◆ **DATA FOR THE TASK**
◆ ◆ ◆

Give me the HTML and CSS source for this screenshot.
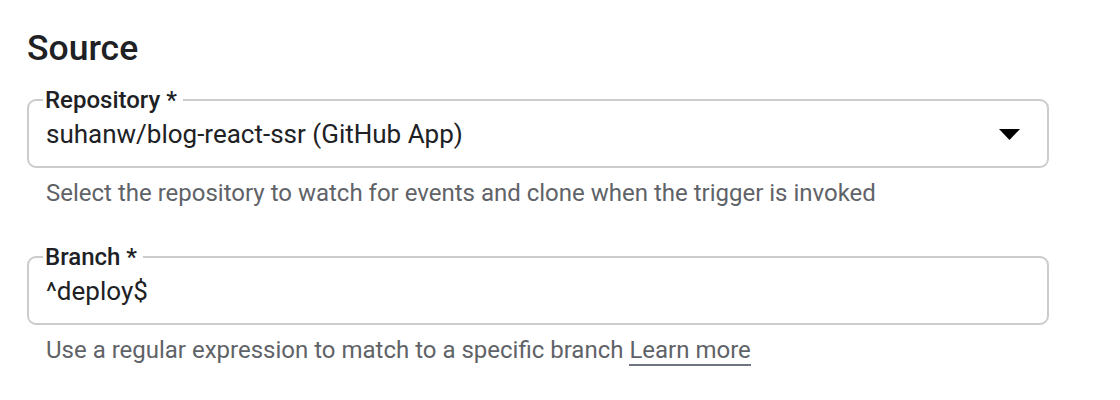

◆ ◆ ◆

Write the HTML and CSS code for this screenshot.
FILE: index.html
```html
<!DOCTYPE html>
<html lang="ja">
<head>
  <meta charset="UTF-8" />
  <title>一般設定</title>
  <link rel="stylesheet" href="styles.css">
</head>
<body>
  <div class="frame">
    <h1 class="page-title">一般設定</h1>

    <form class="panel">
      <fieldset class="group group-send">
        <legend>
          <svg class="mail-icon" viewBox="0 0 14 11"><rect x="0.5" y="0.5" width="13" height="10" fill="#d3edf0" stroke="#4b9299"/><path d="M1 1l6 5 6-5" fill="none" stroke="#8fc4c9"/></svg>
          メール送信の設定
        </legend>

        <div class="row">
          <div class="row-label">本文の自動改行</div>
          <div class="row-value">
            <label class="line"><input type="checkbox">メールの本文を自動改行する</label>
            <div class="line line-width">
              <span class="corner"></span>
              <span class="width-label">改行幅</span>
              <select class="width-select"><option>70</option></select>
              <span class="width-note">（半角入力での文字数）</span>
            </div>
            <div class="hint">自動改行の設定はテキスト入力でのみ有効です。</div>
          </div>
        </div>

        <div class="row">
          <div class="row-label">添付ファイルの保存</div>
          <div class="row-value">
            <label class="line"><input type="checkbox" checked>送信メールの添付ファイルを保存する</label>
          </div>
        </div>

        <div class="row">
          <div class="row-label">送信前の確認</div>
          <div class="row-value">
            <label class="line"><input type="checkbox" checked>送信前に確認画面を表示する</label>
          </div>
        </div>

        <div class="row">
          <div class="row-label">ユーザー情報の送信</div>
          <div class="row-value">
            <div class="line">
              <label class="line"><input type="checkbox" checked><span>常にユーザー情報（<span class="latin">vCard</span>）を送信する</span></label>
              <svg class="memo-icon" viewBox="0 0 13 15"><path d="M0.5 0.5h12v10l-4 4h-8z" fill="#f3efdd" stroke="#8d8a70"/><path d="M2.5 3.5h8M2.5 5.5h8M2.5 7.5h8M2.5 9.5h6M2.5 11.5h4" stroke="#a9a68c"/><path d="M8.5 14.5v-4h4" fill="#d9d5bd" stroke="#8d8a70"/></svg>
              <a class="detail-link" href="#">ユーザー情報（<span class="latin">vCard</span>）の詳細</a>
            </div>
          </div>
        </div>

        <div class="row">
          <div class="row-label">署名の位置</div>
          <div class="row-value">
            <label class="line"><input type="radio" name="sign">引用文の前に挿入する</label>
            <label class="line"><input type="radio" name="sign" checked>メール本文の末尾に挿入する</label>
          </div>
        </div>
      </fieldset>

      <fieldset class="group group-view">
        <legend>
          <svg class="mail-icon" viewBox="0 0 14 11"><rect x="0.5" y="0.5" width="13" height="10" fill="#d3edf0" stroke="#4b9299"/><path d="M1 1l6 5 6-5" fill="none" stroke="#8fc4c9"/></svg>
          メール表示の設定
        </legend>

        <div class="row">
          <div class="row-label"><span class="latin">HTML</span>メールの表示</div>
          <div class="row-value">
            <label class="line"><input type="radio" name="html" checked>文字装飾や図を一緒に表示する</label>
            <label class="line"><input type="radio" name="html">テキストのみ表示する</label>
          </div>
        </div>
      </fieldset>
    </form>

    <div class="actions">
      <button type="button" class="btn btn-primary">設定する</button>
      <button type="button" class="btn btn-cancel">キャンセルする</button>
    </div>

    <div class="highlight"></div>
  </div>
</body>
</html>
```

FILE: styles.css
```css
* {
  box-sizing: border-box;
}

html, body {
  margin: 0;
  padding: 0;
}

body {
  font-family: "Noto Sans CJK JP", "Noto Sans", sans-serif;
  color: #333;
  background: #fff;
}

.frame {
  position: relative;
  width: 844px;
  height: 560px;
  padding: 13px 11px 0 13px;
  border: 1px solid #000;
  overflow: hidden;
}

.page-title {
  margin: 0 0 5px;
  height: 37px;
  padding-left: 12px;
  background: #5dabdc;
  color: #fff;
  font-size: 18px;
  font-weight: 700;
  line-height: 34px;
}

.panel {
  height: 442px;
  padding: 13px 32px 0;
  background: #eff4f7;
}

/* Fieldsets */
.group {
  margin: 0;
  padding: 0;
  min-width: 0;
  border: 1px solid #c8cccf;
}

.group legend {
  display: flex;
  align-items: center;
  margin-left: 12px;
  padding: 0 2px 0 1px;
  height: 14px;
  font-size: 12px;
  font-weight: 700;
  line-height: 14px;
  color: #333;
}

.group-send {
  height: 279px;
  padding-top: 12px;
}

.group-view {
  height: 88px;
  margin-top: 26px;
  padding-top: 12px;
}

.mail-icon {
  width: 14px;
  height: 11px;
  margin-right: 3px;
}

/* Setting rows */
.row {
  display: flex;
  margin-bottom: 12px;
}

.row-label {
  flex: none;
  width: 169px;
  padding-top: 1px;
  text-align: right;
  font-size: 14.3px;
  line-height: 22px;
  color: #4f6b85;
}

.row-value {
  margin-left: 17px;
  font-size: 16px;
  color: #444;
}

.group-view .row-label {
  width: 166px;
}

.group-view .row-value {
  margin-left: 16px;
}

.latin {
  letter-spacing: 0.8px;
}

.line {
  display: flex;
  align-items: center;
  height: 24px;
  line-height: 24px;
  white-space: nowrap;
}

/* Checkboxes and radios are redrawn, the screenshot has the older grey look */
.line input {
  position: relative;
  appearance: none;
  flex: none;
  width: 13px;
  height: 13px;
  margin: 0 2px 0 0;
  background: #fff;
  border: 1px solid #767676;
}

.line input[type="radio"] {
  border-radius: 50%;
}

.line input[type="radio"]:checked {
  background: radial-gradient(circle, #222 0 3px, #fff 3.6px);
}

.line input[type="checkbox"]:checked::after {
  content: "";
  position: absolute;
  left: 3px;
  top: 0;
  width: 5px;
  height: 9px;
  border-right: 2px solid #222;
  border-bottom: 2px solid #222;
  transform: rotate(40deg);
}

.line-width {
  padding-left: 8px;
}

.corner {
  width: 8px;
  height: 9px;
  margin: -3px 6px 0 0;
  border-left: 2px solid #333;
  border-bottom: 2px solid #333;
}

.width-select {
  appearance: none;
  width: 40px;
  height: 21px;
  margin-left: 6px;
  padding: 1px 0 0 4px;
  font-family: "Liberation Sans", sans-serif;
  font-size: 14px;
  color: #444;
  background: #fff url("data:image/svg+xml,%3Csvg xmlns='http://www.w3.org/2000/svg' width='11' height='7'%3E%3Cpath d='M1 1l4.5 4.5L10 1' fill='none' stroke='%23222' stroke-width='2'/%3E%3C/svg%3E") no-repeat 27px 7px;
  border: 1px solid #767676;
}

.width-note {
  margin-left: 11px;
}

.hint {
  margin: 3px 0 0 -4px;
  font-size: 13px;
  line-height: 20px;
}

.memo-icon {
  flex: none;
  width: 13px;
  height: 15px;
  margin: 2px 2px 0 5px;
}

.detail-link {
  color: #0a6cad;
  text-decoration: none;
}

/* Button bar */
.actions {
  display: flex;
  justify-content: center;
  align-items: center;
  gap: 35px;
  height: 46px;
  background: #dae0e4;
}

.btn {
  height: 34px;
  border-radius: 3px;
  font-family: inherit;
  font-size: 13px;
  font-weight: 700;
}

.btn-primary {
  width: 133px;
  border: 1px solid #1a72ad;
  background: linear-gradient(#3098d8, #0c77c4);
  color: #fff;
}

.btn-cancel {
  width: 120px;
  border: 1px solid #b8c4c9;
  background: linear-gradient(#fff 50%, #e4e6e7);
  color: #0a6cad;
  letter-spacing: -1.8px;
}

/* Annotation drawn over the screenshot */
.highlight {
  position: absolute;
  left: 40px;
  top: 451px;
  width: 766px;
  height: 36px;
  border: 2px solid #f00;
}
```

◆ ◆ ◆

◆ **PROBLEM TO WORK ON**
Gather each line from the entries above that includes the word "screenshot".

◆ **RESULT OF THIS EXERCISE**
Give me the HTML and CSS source for this screenshot.
Write the HTML and CSS code for this screenshot.
/* Checkboxes and radios are redrawn, the screenshot has the older grey look */
/* Annotation drawn over the screenshot */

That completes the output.